WRITTEN EXERCISE | Where a line contains the string "styles", copy that line.
##### DATA PROVIDED #####
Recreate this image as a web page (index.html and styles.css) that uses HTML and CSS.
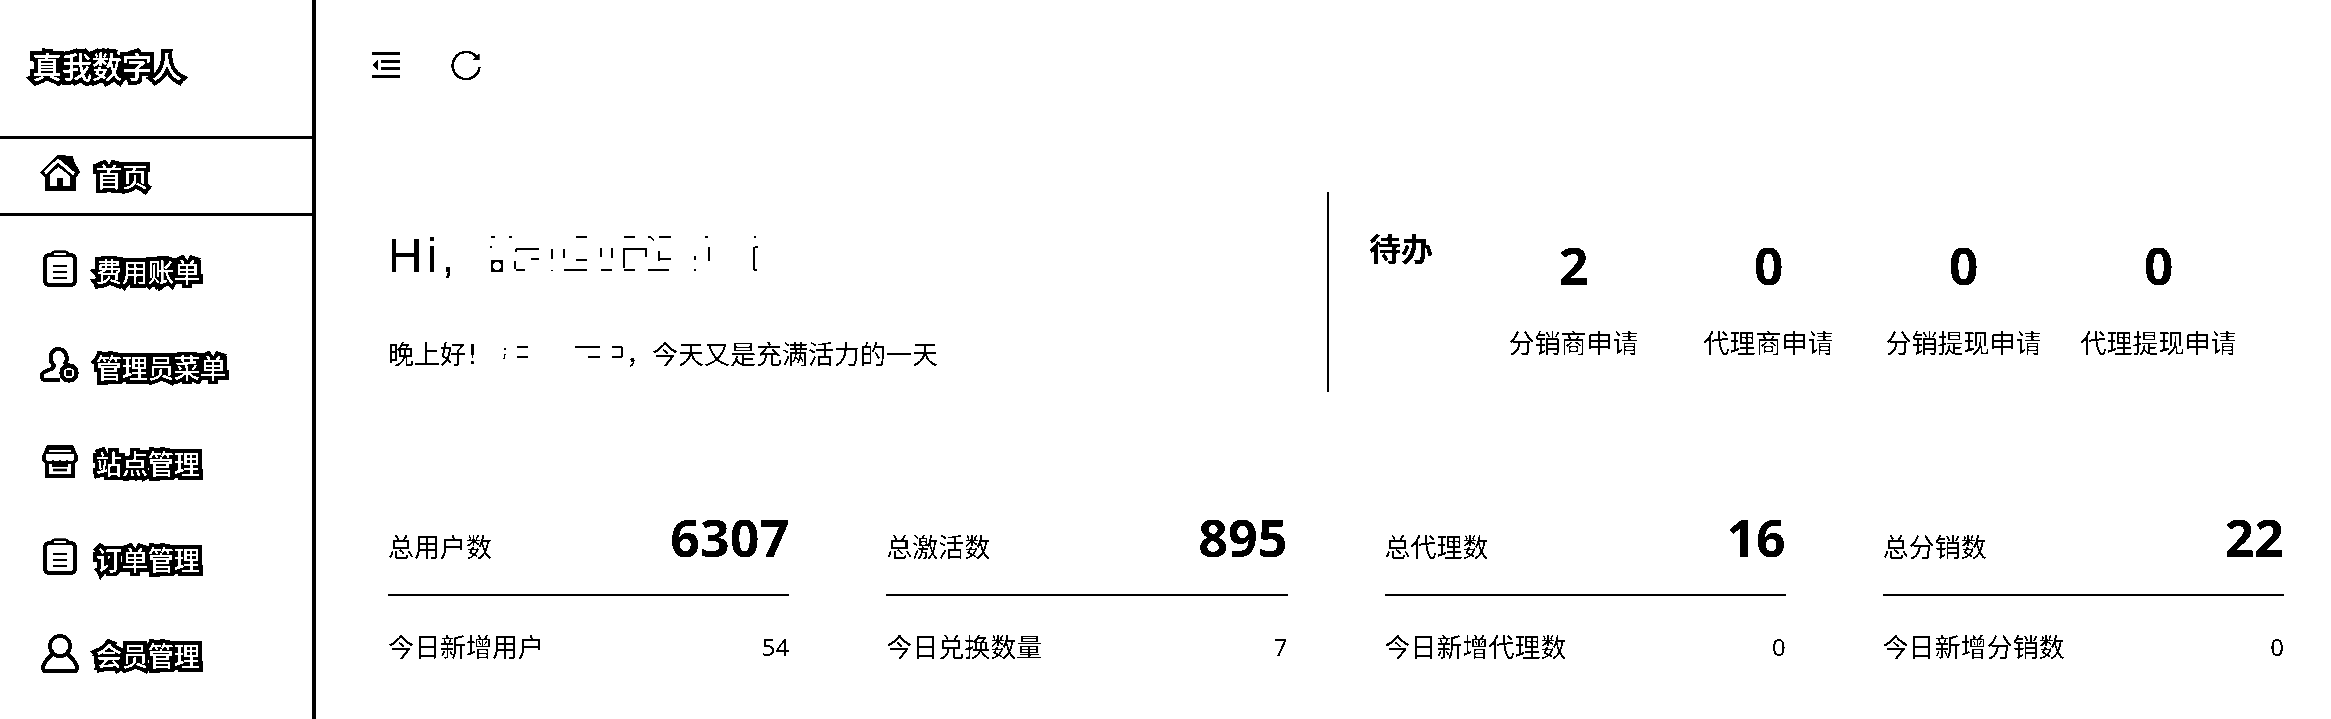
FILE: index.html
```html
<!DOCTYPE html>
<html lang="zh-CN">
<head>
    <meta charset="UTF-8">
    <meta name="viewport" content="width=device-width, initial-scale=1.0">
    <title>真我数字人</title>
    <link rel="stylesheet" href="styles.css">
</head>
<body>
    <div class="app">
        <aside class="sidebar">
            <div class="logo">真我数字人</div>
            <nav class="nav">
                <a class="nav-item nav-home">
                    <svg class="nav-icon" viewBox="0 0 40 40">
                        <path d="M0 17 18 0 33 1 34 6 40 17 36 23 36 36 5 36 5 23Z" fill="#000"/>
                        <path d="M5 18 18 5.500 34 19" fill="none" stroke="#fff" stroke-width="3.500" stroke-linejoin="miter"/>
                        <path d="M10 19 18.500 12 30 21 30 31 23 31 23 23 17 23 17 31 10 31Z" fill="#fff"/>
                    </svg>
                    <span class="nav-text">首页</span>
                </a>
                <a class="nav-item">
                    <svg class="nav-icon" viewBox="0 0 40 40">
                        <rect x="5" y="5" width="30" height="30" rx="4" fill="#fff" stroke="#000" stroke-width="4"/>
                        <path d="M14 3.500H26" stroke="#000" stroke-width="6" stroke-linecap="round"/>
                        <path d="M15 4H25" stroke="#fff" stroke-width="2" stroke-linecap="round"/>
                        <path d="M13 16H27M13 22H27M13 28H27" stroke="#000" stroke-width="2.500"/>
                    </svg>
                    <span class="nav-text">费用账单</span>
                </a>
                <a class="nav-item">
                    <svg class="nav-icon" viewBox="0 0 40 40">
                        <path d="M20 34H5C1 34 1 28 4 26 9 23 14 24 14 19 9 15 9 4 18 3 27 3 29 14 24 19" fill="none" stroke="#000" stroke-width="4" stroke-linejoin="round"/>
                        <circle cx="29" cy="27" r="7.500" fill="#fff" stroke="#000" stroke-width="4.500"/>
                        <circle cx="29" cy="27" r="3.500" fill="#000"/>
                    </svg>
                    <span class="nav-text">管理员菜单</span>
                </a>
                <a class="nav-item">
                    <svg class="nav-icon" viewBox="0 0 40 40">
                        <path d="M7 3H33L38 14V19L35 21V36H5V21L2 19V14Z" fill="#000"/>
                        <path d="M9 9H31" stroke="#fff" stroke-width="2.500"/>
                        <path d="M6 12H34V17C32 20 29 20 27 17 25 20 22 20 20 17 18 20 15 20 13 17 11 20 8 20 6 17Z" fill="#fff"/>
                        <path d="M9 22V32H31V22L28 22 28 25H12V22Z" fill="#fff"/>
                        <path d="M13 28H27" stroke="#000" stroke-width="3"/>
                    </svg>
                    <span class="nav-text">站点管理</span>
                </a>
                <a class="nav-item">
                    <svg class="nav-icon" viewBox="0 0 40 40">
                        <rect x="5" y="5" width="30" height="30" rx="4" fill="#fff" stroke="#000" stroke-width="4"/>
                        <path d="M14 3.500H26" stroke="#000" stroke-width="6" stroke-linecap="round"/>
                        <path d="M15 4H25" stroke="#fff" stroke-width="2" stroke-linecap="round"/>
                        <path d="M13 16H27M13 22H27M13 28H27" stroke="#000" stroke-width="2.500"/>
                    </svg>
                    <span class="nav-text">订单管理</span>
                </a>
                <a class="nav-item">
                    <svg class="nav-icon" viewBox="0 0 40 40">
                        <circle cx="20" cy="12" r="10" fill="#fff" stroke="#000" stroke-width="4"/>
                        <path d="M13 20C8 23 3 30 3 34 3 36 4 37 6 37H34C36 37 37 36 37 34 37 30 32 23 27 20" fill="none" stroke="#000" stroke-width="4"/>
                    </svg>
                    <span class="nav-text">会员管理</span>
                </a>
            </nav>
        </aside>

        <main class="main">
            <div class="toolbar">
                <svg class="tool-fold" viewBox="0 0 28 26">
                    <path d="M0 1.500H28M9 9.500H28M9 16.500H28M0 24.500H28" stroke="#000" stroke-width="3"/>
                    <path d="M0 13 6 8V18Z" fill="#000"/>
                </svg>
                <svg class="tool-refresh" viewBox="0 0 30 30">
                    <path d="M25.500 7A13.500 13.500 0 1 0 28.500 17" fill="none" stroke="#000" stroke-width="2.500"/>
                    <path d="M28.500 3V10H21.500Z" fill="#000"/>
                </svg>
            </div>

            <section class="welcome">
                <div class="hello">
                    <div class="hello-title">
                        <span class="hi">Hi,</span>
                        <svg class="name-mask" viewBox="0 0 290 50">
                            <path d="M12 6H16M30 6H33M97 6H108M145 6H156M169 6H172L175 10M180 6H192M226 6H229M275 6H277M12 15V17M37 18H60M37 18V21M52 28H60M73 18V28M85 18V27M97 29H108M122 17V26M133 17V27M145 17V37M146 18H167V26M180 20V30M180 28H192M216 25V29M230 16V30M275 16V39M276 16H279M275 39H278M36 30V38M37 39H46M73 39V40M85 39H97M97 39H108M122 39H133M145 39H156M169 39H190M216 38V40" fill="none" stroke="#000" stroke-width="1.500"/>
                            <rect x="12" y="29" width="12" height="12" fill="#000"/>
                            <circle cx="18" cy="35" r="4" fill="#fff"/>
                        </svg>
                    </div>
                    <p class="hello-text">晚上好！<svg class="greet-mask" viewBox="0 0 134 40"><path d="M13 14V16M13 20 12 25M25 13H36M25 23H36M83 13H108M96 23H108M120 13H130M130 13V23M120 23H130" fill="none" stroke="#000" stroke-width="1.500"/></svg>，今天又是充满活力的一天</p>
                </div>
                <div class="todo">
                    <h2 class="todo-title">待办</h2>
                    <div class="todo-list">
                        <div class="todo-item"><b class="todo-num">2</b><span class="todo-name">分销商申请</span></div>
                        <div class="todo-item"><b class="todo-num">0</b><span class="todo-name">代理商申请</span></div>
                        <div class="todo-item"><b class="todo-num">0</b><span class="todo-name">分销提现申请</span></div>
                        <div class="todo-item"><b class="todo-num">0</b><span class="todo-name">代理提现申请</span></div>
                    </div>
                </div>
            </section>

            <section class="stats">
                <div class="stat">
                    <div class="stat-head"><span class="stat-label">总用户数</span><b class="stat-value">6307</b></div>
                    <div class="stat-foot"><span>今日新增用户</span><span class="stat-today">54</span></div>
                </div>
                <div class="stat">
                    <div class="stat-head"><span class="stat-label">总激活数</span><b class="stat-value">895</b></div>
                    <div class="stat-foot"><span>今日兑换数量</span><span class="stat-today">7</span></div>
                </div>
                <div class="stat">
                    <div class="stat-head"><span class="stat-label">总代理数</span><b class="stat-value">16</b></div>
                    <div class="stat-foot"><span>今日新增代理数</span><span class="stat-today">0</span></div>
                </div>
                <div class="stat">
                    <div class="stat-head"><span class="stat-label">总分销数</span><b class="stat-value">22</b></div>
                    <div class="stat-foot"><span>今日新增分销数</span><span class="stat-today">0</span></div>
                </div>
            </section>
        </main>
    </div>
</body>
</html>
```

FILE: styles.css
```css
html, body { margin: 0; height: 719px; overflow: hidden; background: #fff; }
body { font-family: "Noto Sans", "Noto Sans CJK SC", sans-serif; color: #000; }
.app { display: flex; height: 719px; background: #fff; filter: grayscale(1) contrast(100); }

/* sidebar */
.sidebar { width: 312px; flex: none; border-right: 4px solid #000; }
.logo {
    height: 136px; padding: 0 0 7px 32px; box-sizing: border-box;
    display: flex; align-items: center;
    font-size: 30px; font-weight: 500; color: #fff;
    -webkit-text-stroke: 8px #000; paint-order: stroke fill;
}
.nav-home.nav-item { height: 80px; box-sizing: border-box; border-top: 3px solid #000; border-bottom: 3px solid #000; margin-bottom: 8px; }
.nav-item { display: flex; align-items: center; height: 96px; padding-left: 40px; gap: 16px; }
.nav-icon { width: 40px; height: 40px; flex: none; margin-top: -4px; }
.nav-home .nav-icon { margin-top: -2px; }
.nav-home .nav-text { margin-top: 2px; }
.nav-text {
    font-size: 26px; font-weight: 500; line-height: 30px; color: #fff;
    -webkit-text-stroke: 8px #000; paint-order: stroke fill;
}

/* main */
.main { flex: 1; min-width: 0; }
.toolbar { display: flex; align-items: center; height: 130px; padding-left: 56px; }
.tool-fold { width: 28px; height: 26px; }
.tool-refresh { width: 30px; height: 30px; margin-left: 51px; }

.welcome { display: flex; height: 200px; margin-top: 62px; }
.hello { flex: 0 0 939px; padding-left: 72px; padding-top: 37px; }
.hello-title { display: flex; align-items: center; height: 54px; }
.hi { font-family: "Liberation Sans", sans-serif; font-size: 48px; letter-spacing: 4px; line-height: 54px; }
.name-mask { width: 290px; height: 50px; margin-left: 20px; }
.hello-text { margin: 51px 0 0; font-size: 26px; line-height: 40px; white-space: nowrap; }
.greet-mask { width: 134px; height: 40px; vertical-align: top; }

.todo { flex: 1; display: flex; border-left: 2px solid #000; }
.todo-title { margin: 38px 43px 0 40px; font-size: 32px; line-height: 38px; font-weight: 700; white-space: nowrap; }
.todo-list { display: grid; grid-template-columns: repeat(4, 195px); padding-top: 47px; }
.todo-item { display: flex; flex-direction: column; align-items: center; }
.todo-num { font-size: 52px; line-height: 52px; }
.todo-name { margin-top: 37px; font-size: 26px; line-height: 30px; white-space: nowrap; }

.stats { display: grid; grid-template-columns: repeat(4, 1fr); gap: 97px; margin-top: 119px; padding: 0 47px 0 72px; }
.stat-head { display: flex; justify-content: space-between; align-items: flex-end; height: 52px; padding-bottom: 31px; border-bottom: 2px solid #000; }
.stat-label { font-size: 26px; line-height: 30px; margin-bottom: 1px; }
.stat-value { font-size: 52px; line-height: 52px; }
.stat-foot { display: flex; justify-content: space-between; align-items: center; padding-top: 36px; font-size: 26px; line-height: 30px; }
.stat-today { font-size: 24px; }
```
#####
RESPONSE TO THE EXERCISE |
Recreate this image as a web page (index.html and styles.css) that uses HTML and CSS.
    <link rel="stylesheet" href="styles.css">
FILE: styles.css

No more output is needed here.